QUIN: The AI Trading Assistant

QUIN is the MenthorQ AI assistant designed to make this process easier.

Instead of manually sorting through multiple dashboards, traders can ask QUIN direct questions about tickers, levels, flows, and opportunities.

For example:

“What are the Gamma Levels for NVDA?”
“Compare Net GEX of SPY and QQQ.”
“Show me stocks with high IV rank and positive VRP.”
“What opportunities look interesting today?”
“Give me an overview of TSLA.”

QUIN can pull together data such as:

Q-Score
Gamma Levels
Blind Spot Levels
Swing Levels
Intraday Levels
Net GEX
Option Matrix
Put Support
Call Resistance
HVL
Implied volatility
Open interest
Put/call ratio
News and stock stats

For day traders, this matters because speed is important. The faster a trader can understand the setup, the faster they can decide whether the trade is worth taking.

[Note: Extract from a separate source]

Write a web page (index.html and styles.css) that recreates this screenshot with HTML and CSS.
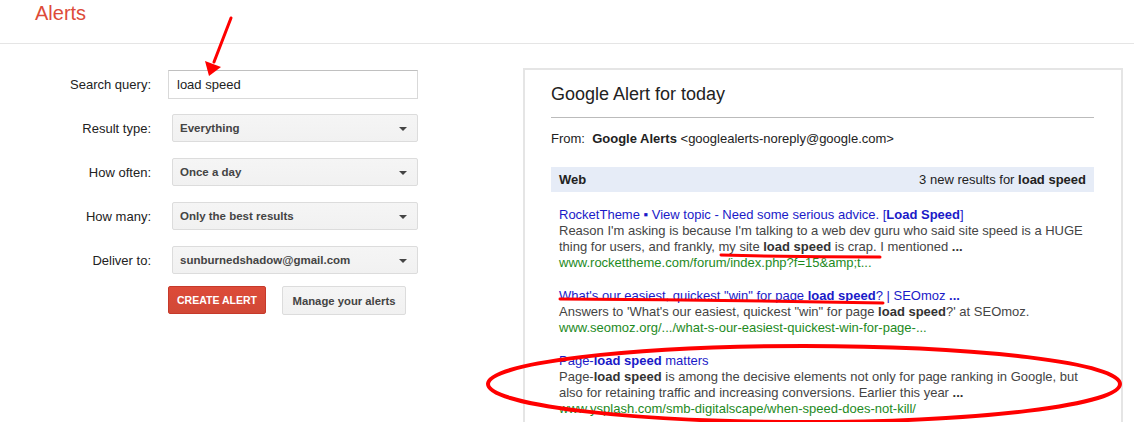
FILE: index.html
```html
<!DOCTYPE html>
<html lang="en">

<head>
    <meta charset="UTF-8">
    <title>Alerts</title>
    <link rel="stylesheet" href="styles.css">
</head>

<body>
    <header class="topbar">
        <span class="brand">Alerts</span>
    </header>

    <main class="page">
        <section class="alert-form">
            <div class="fields">
                <label class="field-label">Search query:</label>
                <input class="text-input" type="text" value="load speed">

                <label class="field-label">Result type:</label>
                <div class="select">Everything</div>

                <label class="field-label">How often:</label>
                <div class="select">Once a day</div>

                <label class="field-label">How many:</label>
                <div class="select">Only the best results</div>

                <label class="field-label">Deliver to:</label>
                <div class="select">sunburnedshadow@gmail.com</div>
            </div>
            <div class="actions">
                <button class="btn btn-red">CREATE ALERT</button>
                <button class="btn btn-grey">Manage your alerts</button>
            </div>
        </section>

        <section class="preview">
            <h2 class="preview-title">Google Alert for today</h2>
            <p class="from">From:&nbsp; <b>Google Alerts</b> &lt;googlealerts-noreply@google.com&gt;</p>

            <div class="section-bar">
                <b>Web</b>
                <span>3 new results for <b>load speed</b></span>
            </div>

            <div class="result">
                <a class="result-title">RocketTheme ▪ View topic - Need some serious advice. [<b>Load Speed</b>]</a>
                <p class="snippet">Reason I'm asking is because I'm talking to a web dev guru who said site speed is a HUGE<br>
                    thing for users, and frankly, my site <b>load speed</b> is crap. I mentioned <b>...</b></p>
                <p class="url">www.rockettheme.com/forum/index.php?f=15&amp;amp;t...</p>
            </div>

            <div class="result">
                <a class="result-title">What's our easiest, quickest "win" for page <b>load speed</b>? | SEOmoz <b>...</b></a>
                <p class="snippet">Answers to 'What's our easiest, quickest "win" for page <b>load speed</b>?' at SEOmoz.</p>
                <p class="url">www.seomoz.org/.../what-s-our-easiest-quickest-win-for-page-...</p>
            </div>

            <div class="result">
                <a class="result-title">Page-<b>load speed</b> matters</a>
                <p class="snippet">Page-<b>load speed</b> is among the decisive elements not only for page ranking in Google, but<br>
                    also for retaining traffic and increasing conversions. Earlier this year <b>...</b></p>
                <p class="url">www.ysplash.com/smb-digitalscape/when-speed-does-not-kill/</p>
            </div>
        </section>
    </main>

    <!-- red marker drawn over the screenshot -->
    <svg class="marks" width="1134" height="422" viewBox="0 0 1134 422">
        <g stroke="#f00" fill="none" stroke-linecap="round">
            <line x1="231" y1="18" x2="214" y2="62" stroke-width="3" />
            <path d="M721 255 Q800 257 880 257" stroke-width="3" />
            <path d="M560 299 Q720 300 883 303" stroke-width="3" />
            <ellipse cx="804" cy="384" rx="316" ry="38" stroke-width="4" />
        </g>
        <polygon points="205,61 221,67 209,76" fill="#f00" />
    </svg>
</body>

</html>
```

FILE: styles.css
```css
* {
    margin: 0;
    padding: 0;
    box-sizing: border-box;
}

html,
body {
    overflow: hidden;
}

body {
    position: relative;
    font-family: "Liberation Sans", Arial, sans-serif;
    color: #222;
    background: #fff;
}

.topbar {
    height: 44px;
    padding-left: 35px;
    border-bottom: 1px solid #e5e5e5;
}

.brand {
    font-size: 20px;
    line-height: 26px;
    color: #dd4b39;
}

.page {
    display: flex;
}

/* left side form */
.alert-form {
    width: 523px;
    padding-top: 26px;
}

.fields {
    display: grid;
    grid-template-columns: 151px 250px;
    grid-auto-rows: 29px;
    column-gap: 17px;
    row-gap: 15px;
}

.field-label {
    align-self: center;
    text-align: right;
    font-size: 13px;
    color: #222;
}

.text-input {
    width: 250px;
    height: 29px;
    padding: 0 8px;
    border: 1px solid #d9d9d9;
    border-top-color: #c0c0c0;
    font-family: inherit;
    font-size: 13px;
    color: #222;
    outline: none;
}

.select {
    position: relative;
    width: 246px;
    height: 28px;
    margin-left: 4px;
    padding-left: 7px;
    border: 1px solid #dcdcdc;
    border-radius: 2px;
    background: linear-gradient(#f5f5f5, #f1f1f1);
    font-size: 11.5px;
    font-weight: bold;
    line-height: 26px;
    color: #444;
}

.select::after {
    content: "";
    position: absolute;
    right: 10px;
    top: 12px;
    border-style: solid;
    border-width: 4px 4px 0 4px;
    border-color: #444 transparent transparent transparent;
}

.actions {
    display: flex;
    gap: 16px;
    margin-top: 11px;
    padding-left: 168px;
}

.btn {
    height: 29px;
    border-radius: 2px;
    font-family: inherit;
    font-size: 11px;
    font-weight: bold;
}

.btn-red {
    width: 98px;
    height: 28px;
    background: linear-gradient(#dd4b39, #d14836);
    border: 1px solid #c6392a;
    color: #fff;
    font-size: 10.5px;
}

.btn-grey {
    width: 124px;
    background: linear-gradient(#f5f5f5, #f1f1f1);
    border: 1px solid #dcdcdc;
    color: #444;
    font-size: 11.3px;
}

/* right side preview */
.preview {
    width: 600px;
    margin-top: 24px;
    padding: 0 27px 40px 26px;
    border: 2px solid #e5e5e5;
    border-bottom: none;
}

.preview-title {
    margin-top: 14px;
    padding-bottom: 13px;
    border-bottom: 1px solid #bbb;
    font-size: 18px;
    font-weight: normal;
    line-height: 20px;
    color: #222;
}

.from {
    margin-top: 13px;
    font-size: 13px;
    line-height: 16px;
}

.section-bar {
    display: flex;
    justify-content: space-between;
    align-items: center;
    height: 25px;
    margin-top: 20px;
    padding: 0 8px;
    background: #e6ecf7;
    font-size: 13px;
}

.result {
    padding-left: 8px;
    margin-top: 15px;
    font-size: 13px;
    line-height: 16px;
}

.result + .result {
    margin-top: 17px;
}

.result-title {
    color: #1a1ac8;
}

.snippet {
    color: #444;
}

.snippet b {
    color: #333;
}

.url {
    color: #1e8a1e;
}

.marks {
    position: absolute;
    top: 0;
    left: 0;
    pointer-events: none;
}
```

A Better Day Trading Workflow

A trader using option data should not replace every technical tool. Instead, they should add structure to the decision process.

A practical workflow could be:

Start with QUIN to get the market overview.
Check Q-Score and momentum.
Review Gamma Levels and Net GEX.
Mark Blind Spots.
Compare those levels with price action.
Only trade when the setup has enough confluence.

This helps avoid random entries. It also helps traders stop chasing every move and focus on areas where market structure is more likely to matter.

Conclusion

The best indicators for day trading are not always the most popular ones. Traditional tools like VWAP, RSI, moving averages, and volume still have value, but they do not show the full picture. Option data gives traders a deeper view of the market.

Gamma Levels show where dealer hedging may create support, resistance, pinning, or acceleration. Blind Spots reveal hidden reaction zones built from options positioning, momentum, and cross-asset relationships. QUIN brings these tools together in a conversational workflow, helping traders analyze tickers, screen opportunities, and understand market structure faster.

For modern day traders, the edge is no longer just reading charts. The edge is understanding the flows behind the chart.